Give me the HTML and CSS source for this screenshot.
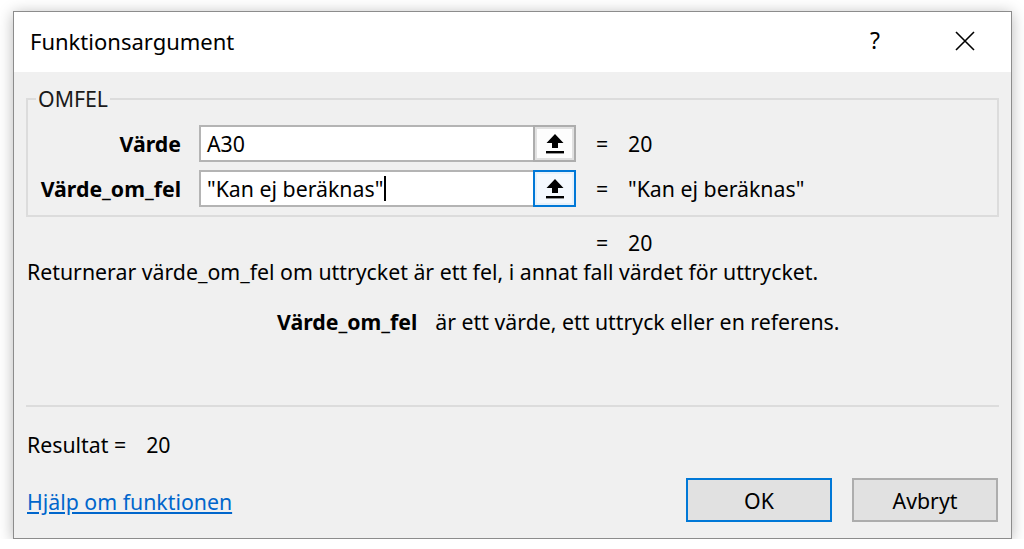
FILE: index.html
```html
<!DOCTYPE html>
<html lang="sv">
<head>
<meta charset="utf-8">
<title>Funktionsargument</title>
<link rel="stylesheet" href="styles.css">
</head>
<body>
<div class="dialog">
  <div class="titlebar">
    <span class="title">Funktionsargument</span>
    <span class="help">?</span>
    <span class="close">
      <svg width="20" height="20" viewBox="0 0 20 20"><path d="M1 1 L19 19 M19 1 L1 19" stroke="#000" stroke-width="1.6" fill="none"/></svg>
    </span>
  </div>
  <div class="content">
    <fieldset class="group">
      <legend>OMFEL</legend>
      <div class="row">
        <span class="arg">Värde</span>
        <div class="input">
          <span class="val">A30</span>
          <span class="ref-btn">
            <svg class="up" width="18" height="20" viewBox="0 0 18 20"><path d="M9 0 L17.5 9 L12 9 L12 14 L6 14 L6 9 L0.5 9 Z" fill="#000"/><rect x="0" y="17" width="18" height="2.4" fill="#000"/></svg>
          </span>
        </div>
        <span class="eq">=</span>
        <span class="res">20</span>
      </div>
      <div class="row">
        <span class="arg">Värde_om_fel</span>
        <div class="input">
          <span class="val">"Kan ej beräknas"<span class="caret"></span></span>
          <span class="ref-btn focus">
            <svg class="up" width="18" height="20" viewBox="0 0 18 20"><path d="M9 0 L17.5 9 L12 9 L12 14 L6 14 L6 9 L0.5 9 Z" fill="#000"/><rect x="0" y="17" width="18" height="2.4" fill="#000"/></svg>
          </span>
        </div>
        <span class="eq">=</span>
        <span class="res">"Kan ej beräknas"</span>
      </div>
    </fieldset>
    <div class="total"><span class="eq">=</span><span class="res">20</span></div>
    <p class="desc">Returnerar värde_om_fel om uttrycket är ett fel, i annat fall värdet för uttrycket.</p>
    <p class="argdesc"><b>Värde_om_fel</b><span>är ett värde, ett uttryck eller en referens.</span></p>
    <div class="sep"></div>
    <div class="result"><span>Resultat =</span><span>20</span></div>
    <div class="footer">
      <a href="#" class="helplink">Hjälp om funktionen</a>
      <div class="buttons">
        <button class="btn default">OK</button>
        <button class="btn">Avbryt</button>
      </div>
    </div>
  </div>
</div>
</body>
</html>
```
FILE: styles.css
```css
html, body {
  margin: 0;
  padding: 0;
  background: #ffffff;
}
body {
  font-family: "Noto Sans", "Open Sans", sans-serif;
  font-size: 21.3px;
  color: #000;
  padding: 11px 0 0 13px;
}
.dialog {
  width: 997px;
  height: 526px;
  border: 1px solid #8c8c8c;
  background: #f0f0f0;
  box-shadow: 0 2px 14px rgba(0, 0, 0, 0.28);
  display: flex;
  flex-direction: column;
}
.titlebar {
  height: 60px;
  background: #fff;
  display: flex;
  align-items: center;
  padding-left: 16px;
}
.title {
  font-size: 22px;
  flex: 1;
  padding-bottom: 2px;
}
.help {
  font-size: 23px;
  width: 12px;
  margin-right: 73px;
  padding-bottom: 4px;
}
.close {
  width: 20px;
  height: 20px;
  margin-right: 36px;
  margin-bottom: 3px;
  display: flex;
}
.content {
  padding: 0 12px;
  display: flex;
  flex-direction: column;
}
.group {
  margin: 12px 0 0 0;
  padding: 12px 0 8px 0;
  border: 2px solid #dcdcdc;
  min-width: 0;
}
.group legend {
  padding: 0 2px;
  margin-left: 8px;
  color: #1a1a1a;
  font-size: 21.3px;
  line-height: 29px;
}
.row {
  display: flex;
  align-items: center;
  height: 37px;
}
.row + .row {
  margin-top: 8px;
}
.arg {
  width: 153px;
  text-align: right;
  font-weight: bold;
  margin-right: 18px;
}
.input {
  width: 377px;
  height: 37px;
  box-sizing: border-box;
  border: 2px solid #b4b4b4;
  background: #fff;
  display: flex;
  align-items: center;
}
.val {
  flex: 1;
  padding-left: 6px;
  display: flex;
  align-items: center;
  white-space: nowrap;
}
.caret {
  display: inline-block;
  width: 2px;
  height: 25px;
  background: #000;
  margin-left: 1px;
}
.ref-btn {
  width: 43px;
  height: 37px;
  box-sizing: border-box;
  margin: -2px -2px -2px 0;
  border: 2px solid #adadad;
  background: #fdfdfd;
  box-shadow: inset 0 0 0 2px #e1e1e1;
  display: flex;
  align-items: center;
  justify-content: center;
}
.ref-btn.focus {
  border-color: #0078d7;
  background: #f4f9fe;
  box-shadow: inset 0 0 0 2px #e5f1fb;
}
.up {
  display: block;
}
.eq {
  width: 32px;
  margin-left: 20px;
}
.res {
  white-space: nowrap;
}
.total {
  display: flex;
  margin: 10px 0 0 550px;
  height: 30px;
  align-items: center;
}
.desc {
  margin: 0;
  padding-left: 1px;
  height: 30px;
  line-height: 30px;
  white-space: nowrap;
}
.argdesc {
  margin: 20px 0 0 0;
  padding-left: 251px;
  height: 30px;
  line-height: 30px;
  display: flex;
  white-space: nowrap;
}
.argdesc b {
  margin-right: 18px;
}
.sep {
  margin-top: 68px;
  height: 2px;
  background: #dcdcdc;
}
.result {
  margin-top: 23px;
  padding-left: 1px;
  height: 30px;
  line-height: 30px;
  display: flex;
  gap: 20px;
}
.footer {
  margin-top: 18px;
  display: flex;
  align-items: center;
  justify-content: space-between;
}
.helplink {
  color: #0066cc;
  text-decoration: underline;
  padding-left: 1px;
  margin-top: 3px;
}
.buttons {
  display: flex;
  gap: 20px;
  margin-right: 1px;
}
.btn {
  font-family: inherit;
  font-size: 21.3px;
  width: 146px;
  height: 44px;
  background: #e1e1e1;
  border: 2px solid #adadad;
  color: #000;
  padding: 0;
}
.btn.default {
  border-color: #0078d7;
}
```
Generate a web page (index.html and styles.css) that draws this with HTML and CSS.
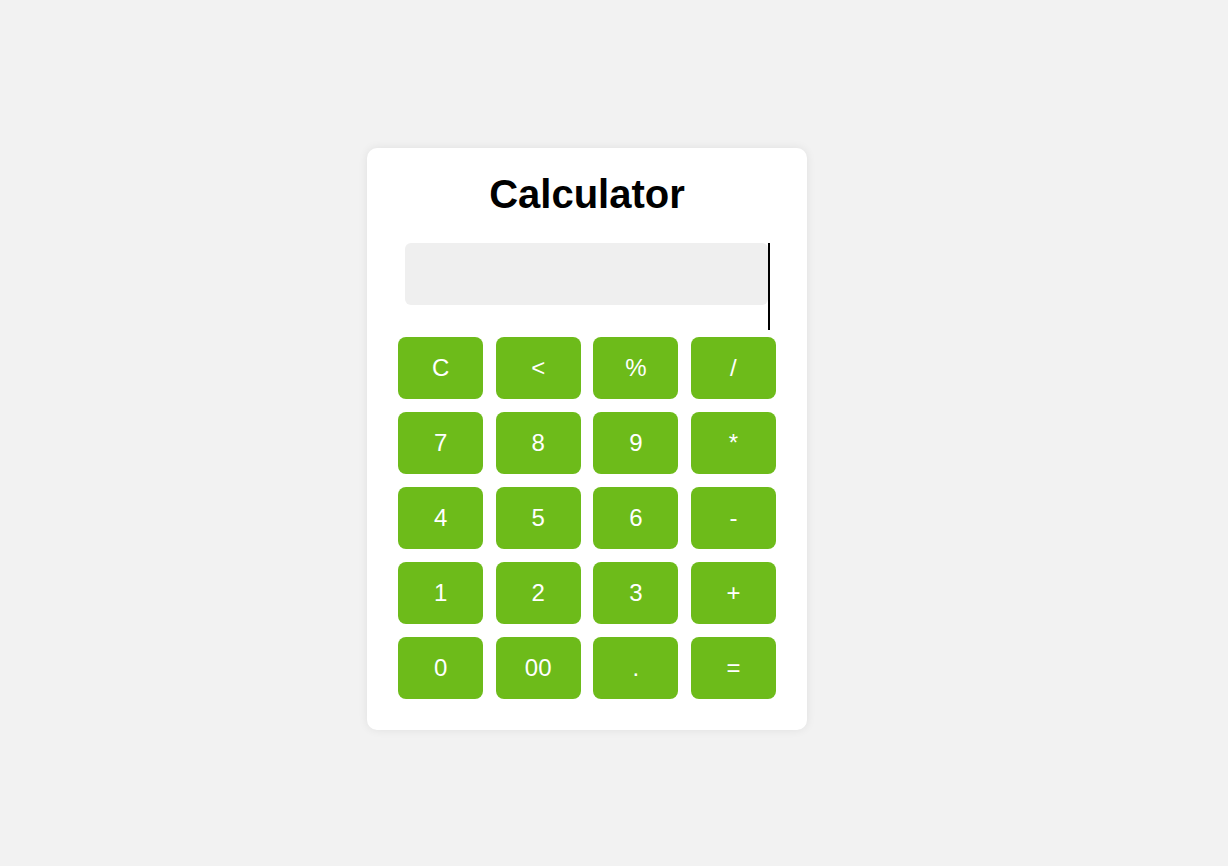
FILE: index.html
```html
<!DOCTYPE html>
<html lang="en">
<head>
<meta charset="utf-8">
<title>Calculator</title>
<link rel="stylesheet" href="styles.css">
</head>
<body>
<main class="page">
  <section class="calculator">
    <h1 class="title">Calculator</h1>
    <div class="display-wrap">
      <div class="display"></div>
      <div class="caret"></div>
    </div>
    <div class="keys">
      <button class="key">C</button>
      <button class="key">&lt;</button>
      <button class="key">%</button>
      <button class="key">/</button>
      <button class="key">7</button>
      <button class="key">8</button>
      <button class="key">9</button>
      <button class="key">*</button>
      <button class="key">4</button>
      <button class="key">5</button>
      <button class="key">6</button>
      <button class="key">-</button>
      <button class="key">1</button>
      <button class="key">2</button>
      <button class="key">3</button>
      <button class="key">+</button>
      <button class="key">0</button>
      <button class="key">00</button>
      <button class="key">.</button>
      <button class="key">=</button>
    </div>
  </section>
</main>
</body>
</html>
```
FILE: styles.css
```css
* { box-sizing: border-box; }
html, body { margin: 0; padding: 0; }
body {
  background: #f2f2f2;
  font-family: "Liberation Sans", Arial, sans-serif;
  width: 1228px;
  height: 866px;
}
.page {
  display: flex;
  justify-content: flex-start;
  padding-top: 148px;
  padding-left: 367px;
}
.calculator {
  width: 440px;
  background: #ffffff;
  border-radius: 10px;
  box-shadow: 0 0 10px rgba(0, 0, 0, 0.08);
  padding: 24px 31px 31px;
}
.title {
  margin: 0;
  text-align: center;
  font-size: 40px;
  font-weight: bold;
  color: #000;
  line-height: 45px;
}
.display-wrap {
  display: flex;
  height: 87px;
  margin: 26px 6px 7px 7px;
}
.display {
  flex: 1;
  height: 62px;
  background: #efefef;
  border-radius: 6px;
}
.caret {
  width: 2px;
  height: 87px;
  background: #000;
}
.keys {
  display: grid;
  grid-template-columns: repeat(4, 1fr);
  gap: 13px 12.5px;
}
.key {
  height: 62px;
  border: none;
  border-radius: 8px;
  background: #6dbb1a;
  color: #ffffff;
  font-family: "Liberation Sans", Arial, sans-serif;
  font-size: 24px;
  padding: 0;
}
```
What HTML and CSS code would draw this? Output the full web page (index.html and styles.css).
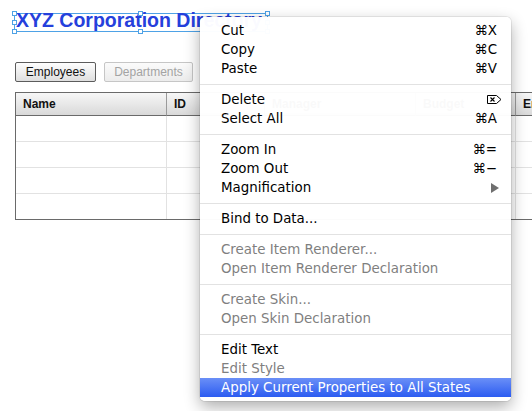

☆ ☆ ☆ ☆ ☆

Problem description: Pull out each line of the records holding the string "page".

Completed exercise:
Generate a web page (index.html and styles.css) that draws this with HTML and CSS.
<main class="page">
.page {
What HTML and CSS code would draw this? Output the full web page (index.html and styles.css).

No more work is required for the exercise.